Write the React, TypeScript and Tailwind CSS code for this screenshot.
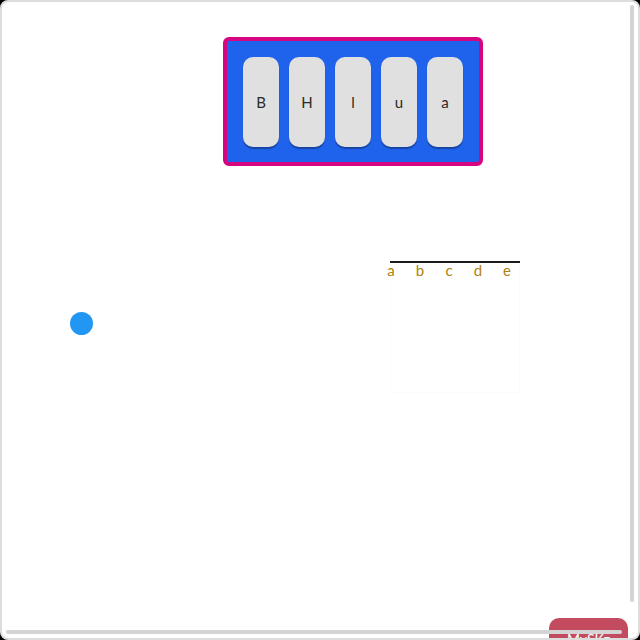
import React from "react";

export default function App() {
  const letters = ["B", "H", "l", "u", "a"];
  const cols = ["a", "b", "c", "d", "e"];
  return (
    <div className="w-[640px] h-[640px] bg-black" style={{ fontFamily: "Lato, 'Open Sans', sans-serif" }}>
      <div className="relative w-full h-full rounded-[8px] border-2 border-[#dddddd] bg-white overflow-hidden">
        <div className="ml-[221px] mt-[35px] w-[260px] h-[129px] rounded-[6px] border-4 border-[#d6047f] bg-[#1f62eb] px-[16px] pt-[16px] flex gap-[10px]">
          {letters.map((l) => (
            <div
              key={l}
              className="w-[36px] h-[90px] rounded-[10px] bg-[#e0e0e0] shadow-[0_2px_1px_rgba(0,0,0,0.3)] flex items-center justify-center text-[15px] text-[#2a2a2a]"
            >
              {l}
            </div>
          ))}
        </div>
        <div className="flex items-start mt-[95px]">
          <div className="ml-[68px] mt-[51px] w-[23px] h-[23px] rounded-full bg-[#2196f3]" />
          <div className="ml-[297px] w-[130px] h-[131px] border-t-2 border-[#1a1a1a]">
            <div className="relative h-[130px] border border-t-0 border-[#fbfbfb]">
              <div className="absolute left-[-7px] top-[-1px] flex gap-[15px] text-[15px] leading-[16px] text-[#b07f10]">
                {cols.map((c) => (
                  <span key={c} className="w-[14px] text-center">{c}</span>
                ))}
              </div>
            </div>
          </div>
        </div>
        <div className="absolute left-[547px] top-[616px] w-[79px] h-[40px] rounded-[10px] bg-[#c34b60] text-white text-[14px] flex justify-center pt-[10px]">
          MySKz
        </div>
        <div className="absolute left-[628px] top-[3px] w-[4px] h-[597px] rounded-full bg-[#d4d4d4]" />
        <div className="absolute left-[4px] top-[628px] w-[616px] h-[4px] rounded-full bg-[#d4d4d4]" />
      </div>
    </div>
  );
}
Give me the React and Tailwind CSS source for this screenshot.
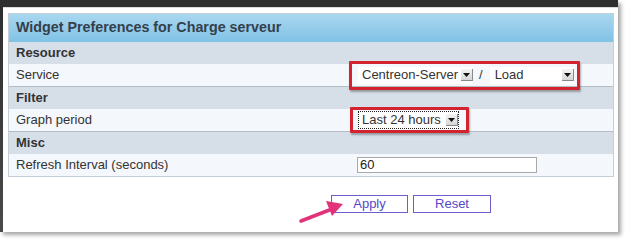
import React from 'react';

function ArrowBox() {
    return (
        <span className="flex items-center justify-center w-[12px] h-[12px] bg-gradient-to-b from-[#f4f4f4] to-[#d6d6d6] border-r border-b border-[#8a8a8a] shrink-0">
            <svg width="7" height="4" viewBox="0 0 7 4"><path d="M0 0 L7 0 L3.5 4 Z" fill="#111" /></svg>
        </span>
    );
}

function SectionRow({ title }) {
    return (
        <div className="h-[22px] flex items-center px-[7px] bg-[#d6dee8] font-bold text-[#333]">{title}</div>
    );
}

function DataRow({ label, children }) {
    return (
        <div className="h-[23px] flex items-center bg-[#f4f7fb] border-b border-[#b4bcc5]">
            <div className="w-[342px] pl-[7px] text-[#333]">{label}</div>
            <div className="flex-1 relative h-full flex items-center">{children}</div>
        </div>
    );
}

export default function App() {
    return (
        <div className="w-[626px] h-[240px] bg-white overflow-hidden text-[13px] text-[#333]" style={{ fontFamily: '"Liberation Sans", Arial, sans-serif' }}>
            {/* Window on dark backdrop */}
            <div className="relative w-[618px] h-[232px] bg-gradient-to-b from-[#2e2e2e] to-[#4a4a4a] pt-[7px] pl-[3px] shadow-[3px_3px_4px_rgba(0,0,0,0.35)]">
                <div className="h-full bg-white border-t border-[#dcdcdc] pt-[5px] pl-[5px] pr-[4px]">
                    {/* Preferences table */}
                    <div className="border border-[#c3ced8]">
                        <div className="h-[28px] flex items-center px-[7px] bg-gradient-to-b from-[#a9d7f0] to-[#80c2e5] font-bold text-[14.3px] text-[#34404a]">
                            Widget Preferences for Charge serveur
                        </div>
                        <SectionRow title="Resource" />
                        <DataRow label="Service">
                            <div className="flex items-center pl-[7px]">
                                <div className="flex items-center w-[115px] h-[17px] bg-white">
                                    <span className="flex-1 pl-[4px] overflow-hidden whitespace-nowrap">Centreon-Server</span>
                                    <ArrowBox />
                                </div>
                                <span className="px-[6px]">/</span>
                                <div className="flex items-center w-[84px] h-[17px] bg-white ml-[1px]">
                                    <span className="flex-1 pl-[5px]">Load</span>
                                    <ArrowBox />
                                </div>
                            </div>
                            <div className="absolute left-[-2px] top-[-3px] w-[231px] h-[29px] border-[3px] border-[#d3232f] rounded-[1px] shadow-[1px_2px_2px_rgba(0,0,0,0.3)]" />
                        </DataRow>
                        <SectionRow title="Filter" />
                        <DataRow label="Graph period">
                            <div className="pl-[7px]">
                                <div className="flex items-center w-[101px] h-[18px] bg-white border border-dotted border-[#222]">
                                    <span className="flex-1 pl-[3px] whitespace-nowrap overflow-hidden">Last 24 hours</span>
                                    <ArrowBox />
                                </div>
                            </div>
                            <div className="absolute left-[-1px] top-[-2px] w-[119px] h-[26px] border-[3px] border-[#d3232f] rounded-[1px] shadow-[1px_2px_2px_rgba(0,0,0,0.3)]" />
                        </DataRow>
                        <SectionRow title="Misc" />
                        <div className="h-[22px] flex items-center bg-[#f4f7fb]">
                            <div className="w-[342px] pl-[7px]">Refresh Interval (seconds)</div>
                            <div className="pl-[6px]">
                                <div className="w-[180px] h-[16px] border border-[#a9a9a9] bg-white pl-[2px] leading-[14px] text-[#222]">60</div>
                            </div>
                        </div>
                    </div>

                    {/* Buttons */}
                    <div className="relative flex gap-[5px] pl-[323px] mt-[18px]">
                        <button className="w-[77px] h-[18px] border border-[#6a5fcc] bg-white text-[#5548c8] text-[13px] leading-[16px]">Apply</button>
                        <button className="w-[78px] h-[18px] border border-[#6a5fcc] bg-white text-[#5548c8] text-[13px] leading-[16px]">Reset</button>
                        {/* Pink annotation arrow */}
                        <svg className="absolute left-[290px] top-[2px]" width="52" height="28" viewBox="0 0 52 28">
                            <line x1="3" y1="24" x2="34" y2="12" stroke="#e2327a" strokeWidth="3.5" strokeLinecap="round" />
                            <path d="M45 7 L28 4 L34 19 Z" fill="#e2327a" />
                        </svg>
                    </div>
                </div>
            </div>
        </div>
    );
}
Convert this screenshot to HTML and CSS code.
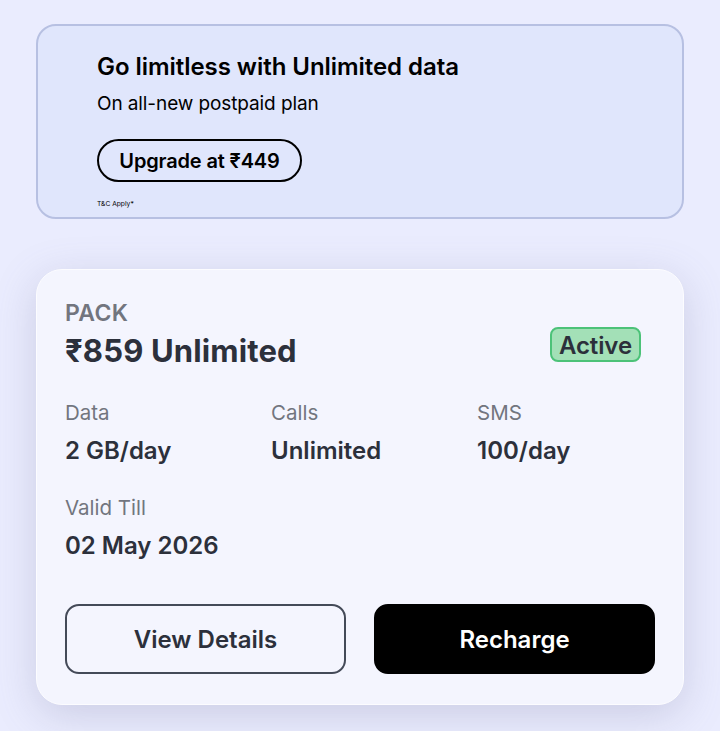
FILE: index.html
```html
<!DOCTYPE html>
<html lang="en">
<head>
    <meta charset="UTF-8">
    <meta name="viewport" content="width=device-width, initial-scale=1.0">
    <title>Pack details</title>
    <link rel="stylesheet" href="styles.css">
</head>
<body>
    <div class="banner">
        <h2 class="banner-title">Go limitless with Unlimited data</h2>
        <p class="banner-sub">On all-new postpaid plan</p>
        <a class="upgrade-btn">Upgrade at ₹449</a>
        <p class="terms">T&amp;C Apply*</p>
    </div>

    <div class="pack-card">
        <div class="pack-head">
            <div>
                <div class="pack-label">PACK</div>
                <div class="pack-name">₹859 Unlimited</div>
            </div>
            <span class="status-badge">Active</span>
        </div>

        <div class="pack-grid">
            <div class="info-item">
                <div class="info-label">Data</div>
                <div class="info-value">2 GB/day</div>
            </div>
            <div class="info-item">
                <div class="info-label">Calls</div>
                <div class="info-value">Unlimited</div>
            </div>
            <div class="info-item">
                <div class="info-label">SMS</div>
                <div class="info-value">100/day</div>
            </div>
            <div class="info-item">
                <div class="info-label">Valid Till</div>
                <div class="info-value">02 May 2026</div>
            </div>
        </div>

        <div class="pack-actions">
            <button class="btn btn-outline">View Details</button>
            <button class="btn btn-solid">Recharge</button>
        </div>
    </div>
</body>
</html>
```

FILE: styles.css
```css
* {
    box-sizing: border-box;
}
html, body {
    height: 731px;
    overflow: hidden;
}
body {
    margin: 0;
    padding: 24px 36px 0;
    background-color: #eaecfe;
    font-family: Inter, "Noto Sans", sans-serif;
    color: #2c303b;
}
p, h2 {
    margin: 0;
}
.banner {
    height: 195px;
    padding: 26px 0 0 59px;
    background-color: #e0e6fc;
    border: 2px solid #b7c0e2;
    border-radius: 20px;
    color: #000;
}
.banner-title {
    font-size: 24px;
    line-height: 30px;
    font-weight: 600;
    letter-spacing: -0.05px;
}
.banner-sub {
    margin-top: 10px;
    font-size: 19px;
    line-height: 24px;
    font-weight: 400;
    letter-spacing: -0.1px;
}
.upgrade-btn {
    display: flex;
    align-items: center;
    justify-content: center;
    width: 205px;
    height: 43px;
    margin-top: 23px;
    border: 2px solid #000;
    border-radius: 22px;
    font-size: 20px;
    font-weight: 600;
    letter-spacing: -0.15px;
}
.terms {
    margin-top: 17px;
    font-size: 6.7px;
    line-height: 10px;
}
.pack-card {
    height: 436px;
    margin-top: 50px;
    padding: 28px 28px 0;
    background-color: #f4f5fe;
    border: 1px solid #fcfcff;
    border-radius: 26px;
    box-shadow: 0 10px 40px rgba(110, 110, 150, 0.25);
}
.pack-head {
    display: flex;
    justify-content: space-between;
    align-items: flex-start;
    padding-right: 14px;
}
.pack-label {
    font-size: 23px;
    line-height: 30px;
    font-weight: 600;
    letter-spacing: 0.3px;
    color: #72757e;
}
.pack-name {
    margin-top: 5px;
    font-size: 31px;
    line-height: 36px;
    font-weight: 700;
    letter-spacing: 0.15px;
}
.status-badge {
    margin-top: 29px;
    padding: 0 7px;
    height: 35px;
    line-height: 33px;
    background-color: #a3e0b7;
    border: 2px solid #4cc278;
    border-radius: 8px;
    font-size: 24px;
    font-weight: 600;
    letter-spacing: -0.1px;
}
.pack-grid {
    display: grid;
    grid-template-columns: repeat(3, 206px);
    row-gap: 27px;
    margin-top: 30px;
}
.info-label {
    font-size: 20.5px;
    line-height: 28px;
    color: #72757e;
}
.info-value {
    margin-top: 8px;
    font-size: 24px;
    line-height: 32px;
    font-weight: 600;
}
.pack-actions {
    display: flex;
    gap: 28px;
    margin-top: 42px;
}
.btn {
    flex: 1;
    height: 70px;
    border-radius: 14px;
    font-family: inherit;
    font-size: 24px;
    font-weight: 600;
}
.btn-outline {
    background-color: transparent;
    border: 2px solid #444a58;
    color: #2c303b;
}
.btn-solid {
    background-color: #000;
    border: 2px solid #000;
    color: #fff;
}
```
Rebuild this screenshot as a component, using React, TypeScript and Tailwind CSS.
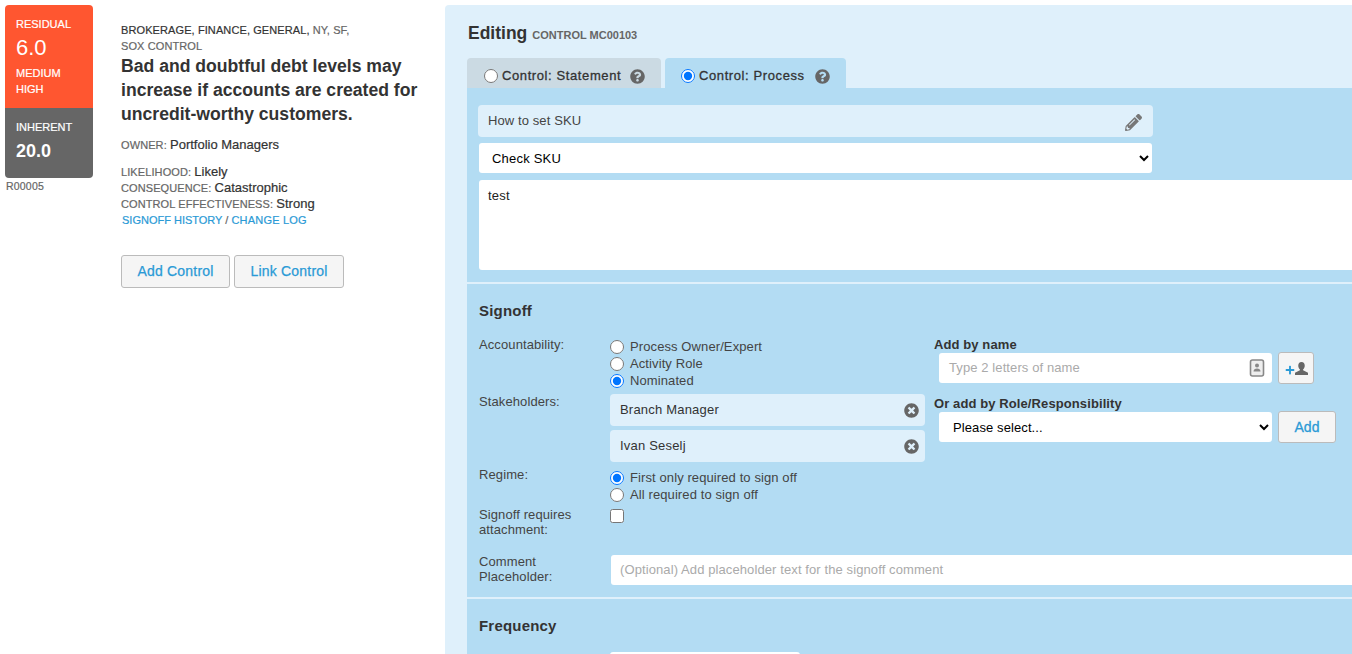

◆ ◆ ◆ ◆

Output word for word the lines running from the one containing "Give me the" to the one containing "import React from 'react';", both included, leaving out the pictures.

▶ _OUTPUT_:
Give me the React and Tailwind CSS source for this screenshot.
import React from 'react';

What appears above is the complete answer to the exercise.